Admittedly, I hadn’t been outside of Manhattan so my view of New York was skewed. There had to be a reason why people adored, craved, loved New York. On a whim, I booked a $10 bus ticket to Manhattan and a train to Williamsburg, Brooklyn. The Brooklyn winter day was exactly what I needed. A day at my own pace. For breakfast, I found a dumpling restaurant full of amber light. The star of the show: pork and vegetable dumplings pan-fried with a crispy, charred bottom. It was nice being alone and having time to linger - I roamed the flea markets and vintage shops, sifted through old records, tried on strange articles of clothing (see rockin’ pink shades), drank a strong latte at Oslo Coffee Roasters, waited for the December fog to lift.
At the end of the night, I returned to the city and met up with close friends. We sat, cross legged, in a friend’s living room and I ate my second dumpling round of the day. In the warm orange light, New York felt different than I remembered - friendlier, sweeter.

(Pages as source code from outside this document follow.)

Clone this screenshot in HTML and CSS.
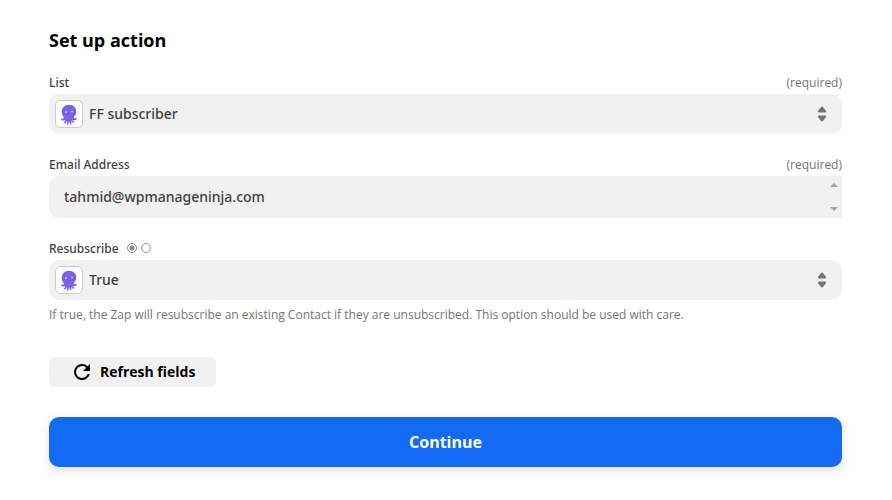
FILE: index.html
```html
<!DOCTYPE html>
<html lang="en">
<head>
    <meta charset="UTF-8">
    <meta name="viewport" content="width=device-width, initial-scale=1.0">
    <title>Set up action</title>
    <link rel="stylesheet" href="styles.css">
</head>
<body>
    <!-- Shared icons -->
    <svg class="sprite" aria-hidden="true">
        <symbol id="octopus" viewBox="2 1 24 24">
            <path fill="#7b61e8" d="M14 4.500c-4 0-6.700 2.700-6.700 6.400 0 2.200.8 3.700 1.800 5.100.3.700.1 1.300-.7 1.300-.6 0-.9-.3-1.300-.1-.7.300-.4 1.400.9 1.700 1 .2 1.900 0 2.500-.4.200.9-.5 1.500-.9 2.100-.4.900.5 1.500 1.200.9.700-.7 1.100-1.500 1.300-2.200.3.900.1 1.900-.1 2.700-.1 1.100 1.200 1.200 1.500.1.300-.9.300-1.800.4-2.700.5.800.8 1.800 1 2.700.3.900 1.500.6 1.400-.4-.1-.9-.3-1.600-.5-2.300.8.800 1.300 1.500 2.300 1.700 1 .1 1.200-.9.400-1.300-.7-.4-1.200-.8-1.300-1.500 1 .5 2.500.6 3.400-.1.900-.7.600-1.700-.1-1.600-.6.200-1.100.4-1.700.1-.6-.4-.3-1.100.2-1.800 1.200-1.400 1.700-2.300 1.700-4.200 0-3.600-2.700-6.200-6.700-6.200z"/>
            <circle cx="11.200" cy="11.200" r=".9" fill="#c9c0f8"/>
            <circle cx="16.800" cy="10.800" r=".9" fill="#c9c0f8"/>
            <path d="M12.500 13.200q1.600.9 3-.1" fill="none" stroke="#6a50d8" stroke-width=".7"/>
        </symbol>
        <symbol id="arrows" viewBox="0 0 10 16">
            <path fill="#757575" d="M5 .5c.5 0 .8.300 1.200.8L8.900 4.800c.5.700.2 1.600-.7 1.600H1.800C.900 6.400.6 5.500 1.100 4.800L3.800 1.300C4.200.8 4.500.5 5 .5zM5 15.500c.5 0 .8-.3 1.200-.8l2.700-3.500c.5-.7.200-1.600-.7-1.600H1.800c-.9 0-1.200.9-.7 1.600l2.700 3.500c.4.500.7.800 1.200.8z"/>
        </symbol>
    </svg>

    <form class="action-form">
        <h1 class="title">Set up action</h1>

        <div class="field">
            <div class="field-head">
                <label for="list">List</label>
                <span class="required">(required)</span>
            </div>
            <div class="select-box">
                <select id="list" name="list">
                    <option>FF subscriber</option>
                </select>
                <svg class="app-icon" aria-hidden="true"><use href="#octopus"/></svg>
                <svg class="arrows" aria-hidden="true"><use href="#arrows"/></svg>
            </div>
        </div>

        <div class="field">
            <div class="field-head">
                <label for="email">Email Address</label>
                <span class="required">(required)</span>
            </div>
            <div class="text-box">
                <textarea id="email" name="email" rows="1" spellcheck="false">tahmid@wpmanageninja.com</textarea>
                <div class="scroller" aria-hidden="true">
                    <svg width="8" height="4" viewBox="0 0 8 4"><path d="M4 0l4 4H0z"/></svg>
                    <svg width="8" height="4" viewBox="0 0 8 4"><path d="M4 4l4-4H0z"/></svg>
                </div>
            </div>
        </div>

        <div class="field">
            <div class="field-head">
                <label for="resubscribe">Resubscribe</label>
                <div class="modes">
                    <input type="radio" name="mode" aria-label="Choose a value" checked>
                    <input type="radio" name="mode" aria-label="Custom value">
                </div>
            </div>
            <div class="select-box">
                <select id="resubscribe" name="resubscribe">
                    <option>True</option>
                    <option>False</option>
                </select>
                <svg class="app-icon" aria-hidden="true"><use href="#octopus"/></svg>
                <svg class="arrows" aria-hidden="true"><use href="#arrows"/></svg>
            </div>
            <p class="help">If true, the Zap will resubscribe an existing Contact if they are unsubscribed. This option should be used with care.</p>
        </div>

        <button type="button" class="refresh-btn">
            <svg width="24" height="24" viewBox="0 0 24 24" aria-hidden="true">
                <path d="M17.650 6.350A7.960 7.960 0 0 0 12 4a8 8 0 1 0 7.730 10h-2.080A6 6 0 1 1 12 6c1.660 0 3.140.69 4.220 1.780L13 11h7V4l-2.350 2.350z"/>
            </svg>
            Refresh fields
        </button>

        <button type="submit" class="continue-btn">Continue</button>
    </form>
</body>
</html>
```

FILE: styles.css
```css
* {
    box-sizing: border-box;
}

body {
    margin: 0;
    background: #fff;
    color: #403f3e;
    font-family: 'Open Sans', 'Noto Sans', sans-serif;
    font-size: 12px;
    line-height: 18px;
}

button,
select,
textarea {
    font-family: inherit;
    border: none;
}

.sprite {
    position: absolute;
    width: 0;
    height: 0;
}

.action-form {
    padding: 28px 50px 32px 49px;
}

.title {
    margin: 0 0 22px;
    color: #000;
    font-size: 18px;
    font-weight: 700;
    line-height: 24px;
}

.field {
    margin-bottom: 22px;
}

.field-head {
    display: flex;
    align-items: center;
    margin-bottom: 2px;
}

.field-head label {
    font-family: 'Noto Sans', sans-serif;
    font-weight: 500;
}

.required {
    margin-left: auto;
    color: #757575;
}

/* Drop-downs */
.select-box {
    position: relative;
}

.select-box select {
    appearance: none;
    display: block;
    width: 100%;
    height: 40px;
    padding: 0 40px 2px;
    border-radius: 10px;
    background: #f1f1f1;
    color: #403f3e;
    font-family: 'Noto Sans', sans-serif;
    font-size: 14px;
    font-weight: 500;
}

.app-icon,
.arrows {
    position: absolute;
    pointer-events: none;
}

.app-icon {
    top: 6px;
    left: 6px;
    width: 28px;
    height: 28px;
    border: 1px solid #ccc;
    border-radius: 5px;
    background: #fff;
}

.arrows {
    top: 12px;
    right: 15px;
    width: 10px;
    height: 16px;
}

/* Email text box */
.text-box {
    display: flex;
    border-radius: 10px 0 0 10px;
    background: #f1f1f1;
    overflow: hidden;
}

.text-box textarea {
    flex: 1;
    height: 42px;
    padding: 11px 15px;
    background: transparent;
    color: #403f3e;
    font-family: 'Noto Sans', sans-serif;
    font-size: 14px;
    font-weight: 500;
    line-height: 20px;
    resize: none;
    overflow: hidden;
}

.scroller {
    display: flex;
    flex-direction: column;
    align-items: center;
    justify-content: space-between;
    width: 17px;
    padding: 7px 0;
    fill: #a3a3a3;
}

.modes {
    display: flex;
    gap: 4px;
    margin-left: 8px;
    padding-bottom: 2px;
}

.modes input {
    appearance: none;
    width: 10px;
    height: 10px;
    margin: 0;
    border: 1px solid #919191;
    border-radius: 50%;
}

.modes input:checked {
    background: radial-gradient(circle, #8a8a8a 2px, #fff 3px);
}

.help {
    margin: 6px 0 0;
    color: #757575;
}

/* Buttons */
.refresh-btn {
    display: flex;
    align-items: center;
    gap: 6px;
    height: 30px;
    margin-top: 33px;
    padding: 0 21px 1px;
    border-radius: 6px;
    background: #f1f1f1;
    color: #000;
    font-size: 14px;
    font-weight: 700;
    cursor: pointer;
}

.continue-btn {
    display: block;
    width: 100%;
    height: 50px;
    margin-top: 30px;
    border-radius: 10px;
    background: #136bf5;
    box-shadow: 0 4px 12px rgba(0, 0, 0, 0.12);
    color: #fff;
    font-size: 16px;
    font-weight: 700;
    cursor: pointer;
}
```
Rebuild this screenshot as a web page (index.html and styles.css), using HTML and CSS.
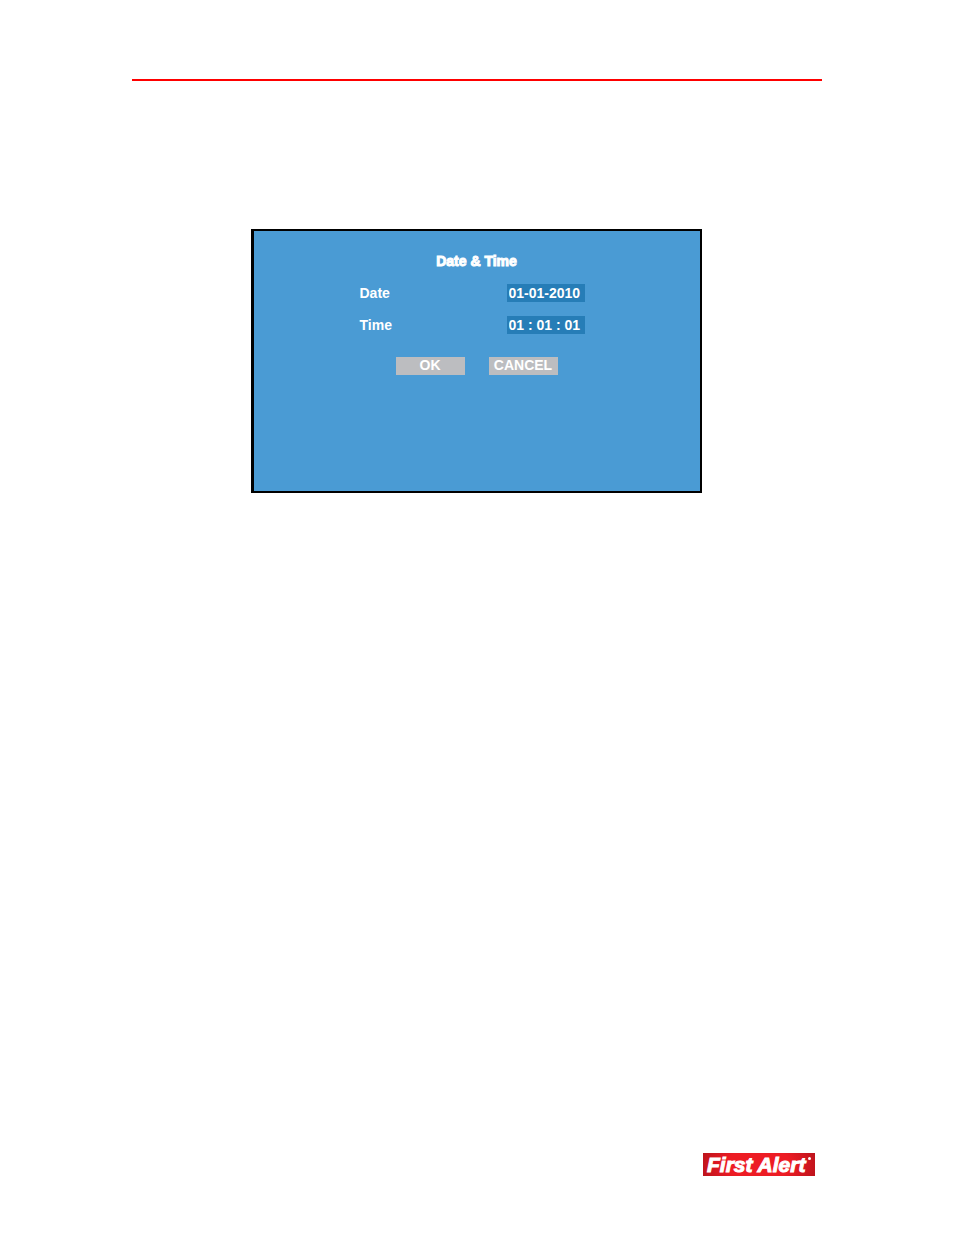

Some people say they know exactly where they want to be, where they feel the most connected. For me, that statement is still a question. I feel myopic now, thinking about it. I thought I didn’t like New York, but do I really know San Francisco (where I’m likely going after graduation) any better? Did I make the right choice? Could, and would, I alter that choice now?
Who knows what decisions will change in time. In a year, we might all be in very different places. But I hope some things won’t change: from watching Netflix together, tagging friends in memes, to weekly Kopiclub zoom calls. In times like these - as the poet Larkin wrote - what will survive of us is love.